### EXERCISE REQUIREMENTS:
Which lines hold the word "this"? Copy each one.

### MATERIAL:
##########

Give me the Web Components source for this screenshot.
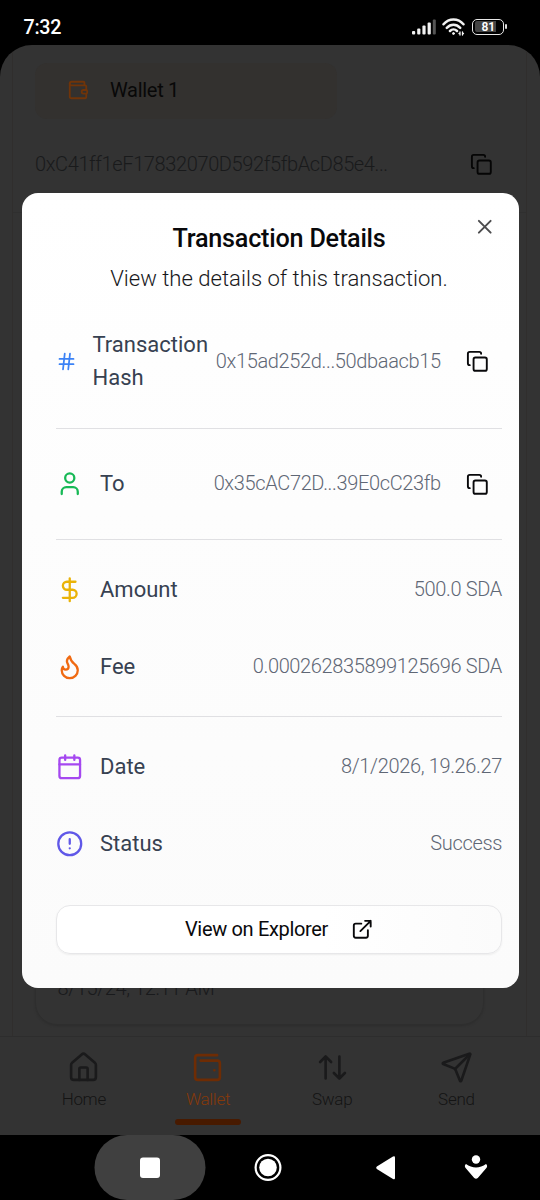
<!DOCTYPE html>
<html lang="en">
<head>
<meta charset="utf-8">
<title>Transaction Details</title>
<style>
html,body{margin:0;padding:0;background:#000;overflow:hidden}
body{font-family:Roboto,"Liberation Sans",sans-serif}
</style>
</head>
<body>
<phone-screen></phone-screen>
<script>
const ICONS = {
  copy:'<rect x="8" y="8" width="14" height="14" rx="2"/><path d="M4 16c-1.1 0-2-.9-2-2V4c0-1.1.9-2 2-2h10c1.1 0 2 .9 2 2"/>',
  close:'<path d="M18 6 6 18M6 6l12 12"/>',
  hash:'<path d="M4 9h16M4 15h16M10 3 8 21M16 3l-2 18"/>',
  user:'<path d="M19 21v-2a4 4 0 0 0-4-4H9a4 4 0 0 0-4 4v2"/><circle cx="12" cy="7" r="4"/>',
  dollar:'<path d="M12 2v20M17 5H9.5a3.5 3.5 0 0 0 0 7h5a3.5 3.5 0 0 1 0 7H6"/>',
  flame:'<path d="M8.5 14.5A2.5 2.5 0 0 0 11 12c0-1.38-.5-2-1-3-1.072-2.143-.224-4.054 2-6 .5 2.5 2 4.9 4 6.500 2 1.600 3 3.500 3 5.500a7 7 0 1 1-14 0c0-1.153.433-2.294 1-3a2.500 2.500 0 0 0 2.500 2.500z"/>',
  calendar:'<path d="M8 2v4M16 2v4M3 10h18"/><rect x="3" y="4" width="18" height="18" rx="2"/>',
  alert:'<circle cx="12" cy="12" r="10"/><path d="M12 8v4M12 16h.01"/>',
  external:'<path d="M15 3h6v6M10 14 21 3M18 13v6a2 2 0 0 1-2 2H5a2 2 0 0 1-2-2V8a2 2 0 0 1 2-2h6"/>',
  wallet:'<path d="M19 7V4a1 1 0 0 0-1-1H5a2 2 0 0 0 0 4h15a1 1 0 0 1 1 1v4h-3a2 2 0 0 0 0 4h3a1 1 0 0 0 1-1v-2a1 1 0 0 0-1-1"/><path d="M3 5v14a2 2 0 0 0 2 2h15a1 1 0 0 0 1-1v-4"/>',
  walletMinimal:'<path d="M17 14h.01M7 7h12a2 2 0 0 1 2 2v10a2 2 0 0 1-2 2H5a2 2 0 0 1-2-2V5a2 2 0 0 1 2-2h14"/>',
  house:'<path d="M15 21v-8a1 1 0 0 0-1-1h-4a1 1 0 0 0-1 1v8"/><path d="M3 10a2 2 0 0 1 .709-1.528l7-5.999a2 2 0 0 1 2.582 0l7 5.999A2 2 0 0 1 21 10v9a2 2 0 0 1-2 2H5a2 2 0 0 1-2-2z"/>',
  swap:'<path d="m21 16-4 4-4-4M17 20V4M3 8l4-4 4 4M7 4v16"/>',
  send:'<path d="M14.536 21.686a.5.5 0 0 0 .937-.024l6.5-19a.496.496 0 0 0-.635-.635l-19 6.5a.5.5 0 0 0-.024.937l7.93 3.18a2 2 0 0 1 1.112 1.11z"/><path d="m21.854 2.147-10.94 10.939"/>'
};
function define(name, render){
  customElements.define(name, class extends HTMLElement{
    constructor(){ super(); this.attachShadow({mode:'open'}); }
    connectedCallback(){ this.shadowRoot.innerHTML = render(this); }
  });
}

define('line-icon', el => `<style>
:host{display:block;flex:none;width:${el.getAttribute('size')}px;height:${el.getAttribute('size')}px}
svg{display:block;width:100%;height:100%;fill:none;stroke:currentColor;stroke-width:${el.getAttribute('weight')||2};stroke-linecap:round;stroke-linejoin:round}
</style><svg viewBox="0 0 24 24">${ICONS[el.getAttribute('name')]}</svg>`);

define('status-bar', () => `<style>
:host{display:flex;height:45px;box-sizing:border-box;padding:8px 33px 0 23.500px;align-items:center;color:#fff;font-size:19.700px;letter-spacing:-.3px;font-weight:500}
svg{display:block}
.time{flex:1;line-height:36px;padding-top:2px}
.sig{margin-right:6.500px}.wifi{margin-right:7px}
.bat{display:flex;align-items:center}
.cell{width:32px;height:16px;box-sizing:border-box;border:1.600px solid #e8e8e8;border-radius:5px;padding:1.500px 2px;}
.fill{background:linear-gradient(90deg,#444 81%,transparent 81%);border-radius:2px;height:100%;display:flex;align-items:center;justify-content:center;font-size:12px;letter-spacing:0;font-weight:600;line-height:10px}
.tip{width:1.700px;height:5px;margin-left:1px;background:#ddd;border-radius:1px}
</style>
<span class="time">7:32</span>
<svg class="sig" width="24" height="16" viewBox="0 0 24 16"><g fill="#f2f2f2"><rect y="12" width="3.200" height="3.500" rx="1"/><rect x="5.200" y="9.500" width="3.200" height="6" rx="1"/><rect x="10.400" y="6.500" width="3.200" height="9" rx="1"/><rect x="15.600" y="3.500" width="3.200" height="12" rx="1"/></g><rect x="20.800" y=".5" width="3" height="15" rx="1" fill="#555"/></svg>
<svg class="wifi" width="23" height="18" viewBox="0 0 23 18" fill="none" stroke="#f2f2f2" stroke-width="2.500" stroke-linecap="round"><path d="M1.500 6.300C7-.2 16-.2 21.500 6.300M4.800 9.800c3.900-4 9.500-4 13.400 0M8 13c2-2 5-2 7 0"/><circle cx="11.500" cy="15.500" r="1" fill="#f2f2f2" stroke-width="1"/><path d="M18 14v3M20.500 14v3M17 15.500h1M20.500 15.500h1" stroke-width="1.300"/></svg>
<div class="bat"><div class="cell"><div class="fill">81</div></div><div class="tip"></div></div>`);

define('wallet-page', () => `<style>
:host{display:flex;flex-direction:column;height:991px;box-sizing:border-box;margin:0 13px 0 12px;border:solid #302e2d;border-width:0 1px;padding:18px 0 0 22px}
.chip{width:302px;height:56px;border-radius:12px;background:#33312f;display:flex;align-items:center;box-sizing:border-box;padding:0 0 2px 31.500px;color:#080808;font-size:20px;letter-spacing:-.3px}
.chip line-icon{color:#703409;margin-right:21.500px}
.addr{display:flex;align-items:center;height:33px;margin-top:28px;font-size:20px;letter-spacing:-.38px;font-weight:300;color:#191a1b}
.addr span{width:435px}
.addr line-icon{color:#050505;position:relative;top:.5px}
.divider{height:1px;background:#2f2f2f;margin:32px 0 0 -22px}
.item{margin-top:690px;width:449px;height:122px;box-sizing:border-box;border:1px solid #2e2e2e;border-radius:22px;box-shadow:0 1px 2px #2d2d2d;padding:71px 22px 0 21.500px;font-size:20px;letter-spacing:-.38px;line-height:26px;color:#191a1c;font-weight:300}
</style>
<div class="chip"><line-icon name="wallet" size="22"></line-icon>Wallet 1</div>
<div class="addr"><span>0xC41ff1eF17832070D592f5fbAcD85e4...</span><line-icon name="copy" size="22.700"></line-icon></div>
<div class="divider"></div>
<div class="item">8/15/24, 12:11 AM</div>`);

define('nav-tab', el => `<style>
:host{display:flex;flex-direction:column;align-items:center;width:124.200px;box-sizing:border-box;padding-top:13.500px;font-size:17px;letter-spacing:-.3px;font-weight:300;color:${el.hasAttribute('active')?'#86390a':'#141414'}}
line-icon{color:${el.hasAttribute('active')?'#6e2c04':'#1a1a1b'}}
span{line-height:22px;margin-top:4px}
i{display:${el.hasAttribute('active')?'block':'none'};width:66px;height:5.500px;border-radius:3px;background:#481a00;margin-top:9.500px}
</style><line-icon name="${el.getAttribute('icon')}" size="33" weight="1.900"></line-icon><span><slot></slot></span><i></i>`);

define('tab-bar', () => `<style>
:host{display:flex;height:99px;box-sizing:border-box;border-top:1px solid #2d2d2d;padding-left:21.700px;background:#333}
</style><nav-tab icon="house">Home</nav-tab><nav-tab icon="walletMinimal" active>Wallet</nav-tab><nav-tab icon="swap">Swap</nav-tab><nav-tab icon="send">Send</nav-tab>`);

define('detail-row', el => `<style>
:host{display:flex;align-items:center;height:77px;box-sizing:border-box}
.ic{color:${el.getAttribute('tint')};width:${el.getAttribute('icon-box')||27.5}px;margin-right:16.500px;display:flex;justify-content:center}
.label{flex:1;font-size:22px;line-height:33px;color:#374151;font-weight:400;padding-bottom:${el.hasAttribute('copy')?2:0}px}
.value{font-size:20px;letter-spacing:-.35px;line-height:28px;padding-bottom:2px;color:#5f6775;font-weight:300;white-space:nowrap}
.copy{color:#09090b;margin:0 13.500px 0 25px}
</style>
<div class="ic"><line-icon name="${el.getAttribute('icon')}" size="${el.getAttribute('icon-size')||27.5}"></line-icon></div>
<div class="label">${el.getAttribute('label')}</div><div class="value"><slot></slot></div>
${el.hasAttribute('copy')?'<line-icon class="copy" name="copy" size="22.700"></line-icon>':''}`);

define('explorer-button', () => `<style>
:host{display:flex;height:49px;box-sizing:border-box;align-items:center;justify-content:center;border:1.400px solid #e7e7e9;border-radius:14px;background:linear-gradient(90deg,#fff 60%,#fbfbfb);box-shadow:0 1px 2px rgba(0,0,0,.06);font-size:20px;letter-spacing:-.33px;font-weight:400;color:#09090b}
span{padding-bottom:1px}
line-icon{margin-left:22.500px}
</style><span><slot></slot></span><line-icon name="external" size="22.500"></line-icon>`);

define('detail-dialog', () => `<style>
:host{display:block;width:496.500px;height:794.500px;box-sizing:border-box;background:linear-gradient(#fff,#fdfdfd 40%,#fbfbfb);border-radius:16px;padding:29px 16.500px 0 34px;position:relative}
h2{margin:0;font-size:25.200px;letter-spacing:-.22px;line-height:33px;font-weight:500;text-align:center;color:#09090b}
p{margin:7px 0 0;font-size:22.100px;line-height:33px;font-weight:300;text-align:center;color:#18181b}
.close{position:absolute;right:22.500px;top:22px;color:#4c4c4e}
.one{height:133px}.two{height:110px}
.group{padding:11px 0}
.line{height:1px;background:#e0e0e3}
explorer-button{margin-top:12px}
</style>
<line-icon class="close" name="close" size="23.500"></line-icon>
<h2>Transaction Details</h2><p>View the details of this transaction.</p>
<detail-row class="one" icon="hash" icon-box="20" icon-size="21" tint="#3b82f6" label="Transaction<br>Hash" copy>0x15ad252d...50dbaacb15</detail-row>
<div class="line"></div>
<detail-row class="two" icon="user" tint="#17b956" label="To" copy>0x35cAC72D...39E0cC23fb</detail-row>
<div class="line"></div>
<div class="group">
<detail-row icon="dollar" tint="#eab308" label="Amount">500.0 SDA</detail-row>
<detail-row icon="flame" tint="#f06a12" label="Fee">0.000262835899125696 SDA</detail-row>
</div>
<div class="line"></div>
<div class="group">
<detail-row icon="calendar" tint="#a548f0" label="Date">8/1/2026, 19.26.27</detail-row>
<detail-row icon="alert" tint="#6058e8" label="Status">Success</detail-row>
</div>
<explorer-button>View on Explorer</explorer-button>`);

define('system-nav', () => `<style>
:host{display:block;height:65px;background:#000}
svg{display:block}
</style><svg width="540" height="65" viewBox="0 0 540 65">
<rect x="94.500" y="0" width="111" height="65" rx="32.500" fill="#404040"/>
<g fill="#fff"><rect x="140" y="22.500" width="20" height="20.500" rx="3"/>
<circle cx="268" cy="32.500" r="8.800"/><circle cx="268" cy="32.500" r="12.400" fill="none" stroke="#fff" stroke-width="2.200"/>
<path d="M376.800 31.500 393 21.500q2-1 2 1v20.500q0 2-2 1L376.800 34q-1.300-1.200 0-2.500z"/>
<circle cx="476" cy="24.500" r="4.200"/><path d="M466 29c6 4.500 14 4.500 20 0 1.200 1 1.500 2.500.6 3.800l-8.800 10.200q-1.800 1.600-3.600 0L465.400 32.800c-.9-1.300-.6-2.800.6-3.800z"/></g></svg>`);

define('phone-screen', () => `<style>
:host{display:block;width:540px;height:1200px;background:#000;overflow:hidden;position:relative}
.app{height:1090px;background:#333;border-radius:32px 32px 0 0;overflow:hidden}
detail-dialog{position:absolute;left:22px;top:193px}
</style>
<status-bar></status-bar>
<div class="app"><wallet-page></wallet-page><tab-bar></tab-bar></div>
<system-nav></system-nav>
<detail-dialog></detail-dialog>`);
</script>
</body>
</html>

##########

### RIGHT ANSWER:
Give me the Web Components source for this screenshot.
    constructor(){ super(); this.attachShadow({mode:'open'}); }
    connectedCallback(){ this.shadowRoot.innerHTML = render(this); }
<h2>Transaction Details</h2><p>View the details of this transaction.</p>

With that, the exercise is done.